Knight’s Spider Web Farm in Williamstown, where a quirky couple farmed spiders and made art from their webs, was destroyed by a fire on Tuesday, officials confirmed.
Town manager Jacqueline Higgins said the fire broke out around 11:30 a.m. Terry and Will Knight were out at an appointment at the time, Higgins said. Firefighters from Brookfield, Northfield, Chelsea and Barre quickly brought the fire under control, Higgins said. No one was harmed, and the Knights’ nearby home was not damaged. But the barn, home to the Knights’ spiders and some of of their art, was a total loss, Higgins said.
Higgins said firefighters, who remained on the scene Tuesday afternoon, were unsure of the cause.

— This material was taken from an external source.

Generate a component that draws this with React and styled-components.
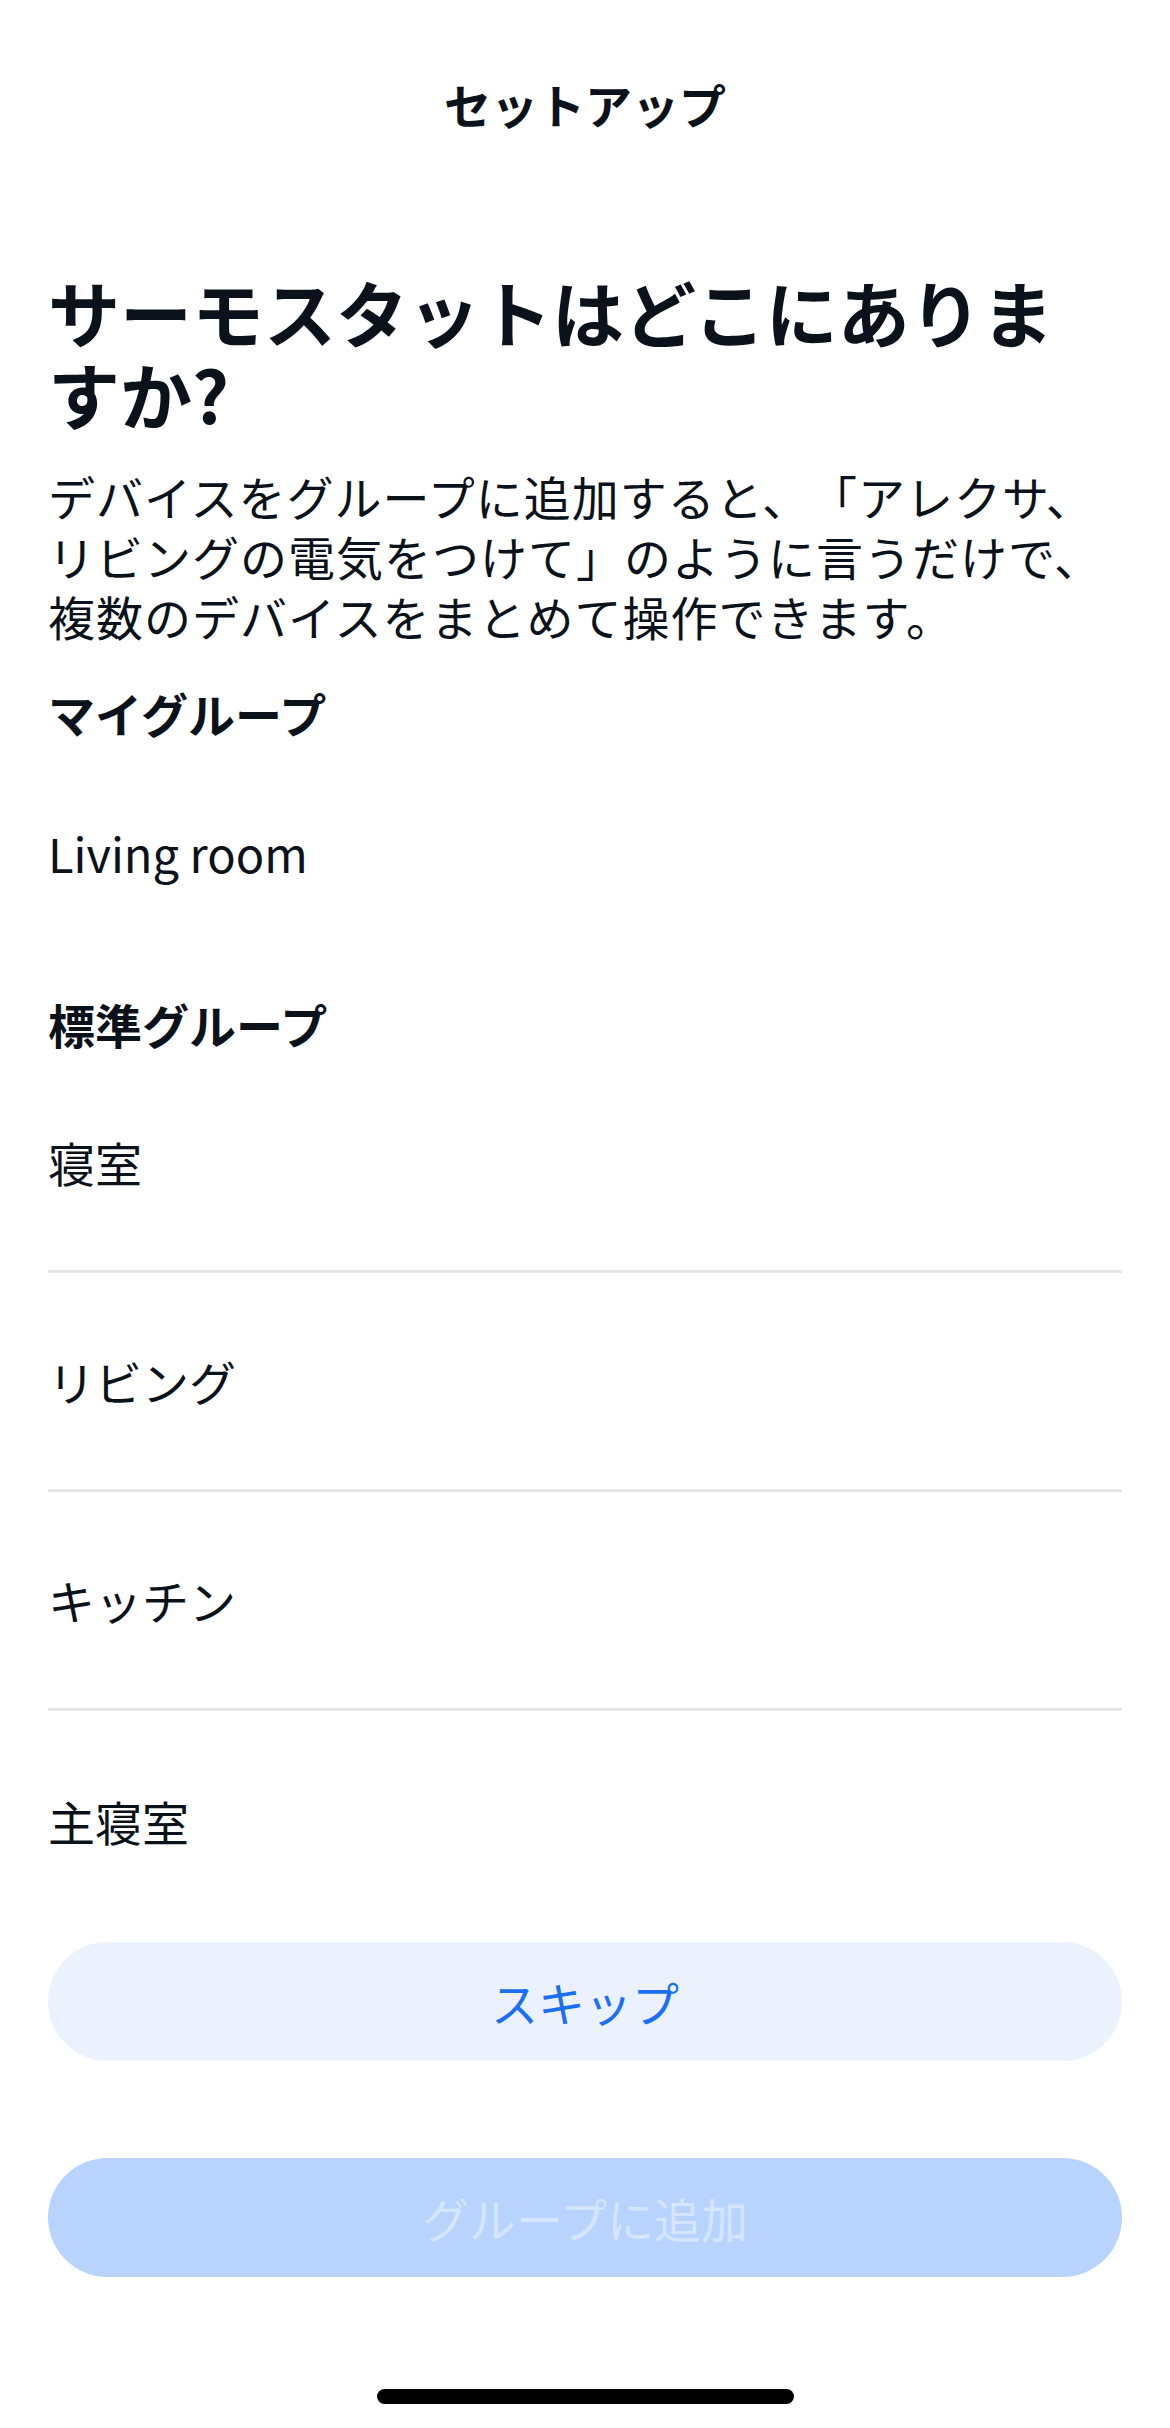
import React from "react";
import styled, { createGlobalStyle } from "styled-components";

const GlobalStyle = createGlobalStyle`
  html, body {
    margin: 0;
    padding: 0;
    background: #ffffff;
  }
  body {
    font-family: "Noto Sans CJK JP", "Noto Sans", sans-serif;
    color: #0b121b;
    text-spacing-trim: space-all;
    -webkit-font-smoothing: antialiased;
  }
`;

const Screen = styled.div`
  width: 1170px;
  min-height: 2428px;
  box-sizing: border-box;
  padding: 0 48px;
  display: flex;
  flex-direction: column;
  background: #ffffff;
`;

const NavBar = styled.header`
  height: 208px;
  display: flex;
  align-items: center;
  justify-content: center;
`;

const NavTitle = styled.h1`
  margin: 0;
  font-size: 47px;
  line-height: 60px;
  font-weight: 700;
  color: #0b121b;
`;

const Heading = styled.h2`
  margin: 62px 0 0;
  font-size: 72px;
  line-height: 82px;
  font-weight: 700;
  color: #0b121b;
`;

const Description = styled.p`
  margin: 32px 0 0;
  max-width: 1056px;
  font-size: 47px;
  line-height: 60px;
  letter-spacing: 1px;
  font-weight: 400;
  color: #0b121b;
  text-spacing-trim: space-all;
`;

const SectionTitle = styled.h3`
  margin: ${(p) => p.$gap}px 0 0;
  font-size: 47px;
  line-height: 60px;
  font-weight: 700;
  color: #0b121b;
`;

const List = styled.ul`
  list-style: none;
  margin: 0;
  padding: 0;
`;

const Row = styled.li`
  height: ${(p) => (p.$divider ? 216 : 219)}px;
  display: flex;
  align-items: center;
  font-size: 47px;
  line-height: 60px;
  font-weight: 400;
  color: #0b121b;
  border-bottom: ${(p) => (p.$divider ? "3px solid #e6e6e6" : "none")};
`;

const Actions = styled.div`
  display: flex;
  flex-direction: column;
  gap: 97px;
  margin-top: 12px;
`;

const PillButton = styled.button`
  height: 119px;
  width: 100%;
  border: none;
  border-radius: 60px;
  font-family: "Noto Sans CJK JP", "Noto Sans", sans-serif;
  font-size: 47px;
  font-weight: 400;
  background: ${(p) => (p.$variant === "primary" ? "#b8d4fe" : "#ebf2fe")};
  color: ${(p) => (p.$variant === "primary" ? "#d4e5fd" : "#1a6ff6")};
  display: flex;
  align-items: center;
  justify-content: center;
  padding: 0;
`;

const HomeBar = styled.div`
  align-self: center;
  width: 417px;
  height: 15px;
  border-radius: 8px;
  background: #000000;
  margin-top: 112px;
`;

const standardGroups = ["寝室", "リビング", "キッチン", "主寝室"];

export default function App() {
  return (
    <>
      <GlobalStyle />
      <Screen>
        <NavBar>
          <NavTitle>セットアップ</NavTitle>
        </NavBar>
        <Heading>サーモスタットはどこにありますか?</Heading>
        <Description>
          デバイスをグループに追加すると、「アレクサ、リビングの電気をつけて」のように言うだけで、複数のデバイスをまとめて操作できます。
        </Description>
        <SectionTitle $gap={37}>マイグループ</SectionTitle>
        <List>
          <Row>Living room</Row>
        </List>
        <SectionTitle $gap={32}>標準グループ</SectionTitle>
        <List>
          {standardGroups.map((name, i) => (
            <Row key={name} $divider={i < standardGroups.length - 1}>
              {name}
            </Row>
          ))}
        </List>
        <Actions>
          <PillButton>スキップ</PillButton>
          <PillButton $variant="primary" disabled>
            グループに追加
          </PillButton>
        </Actions>
        <HomeBar />
      </Screen>
    </>
  );
}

The Knights managed for decades to make a living selling art made from the webs of spiders that they “farmed” inside the barn. Each spring, the Knights filled the barn with hanging wood structures that resemble window frames, and seeded them with spider-egg sacs gathered from their adjacent 110-year-old Victorian house. They harvested their spiders’ webs by spraying them with white paint, then slowly pressing the webs to the face of a wooden board, which they then covered in lacquer for preservation.
“I try to get the perfect web, a web which the spider had no intentions of making,” Will Knight told Seven Days in 2014.
Their web plaques, which sold from $20 to $100, proved popular with both domestic and international tourists and garnered occasional flurries of media attention.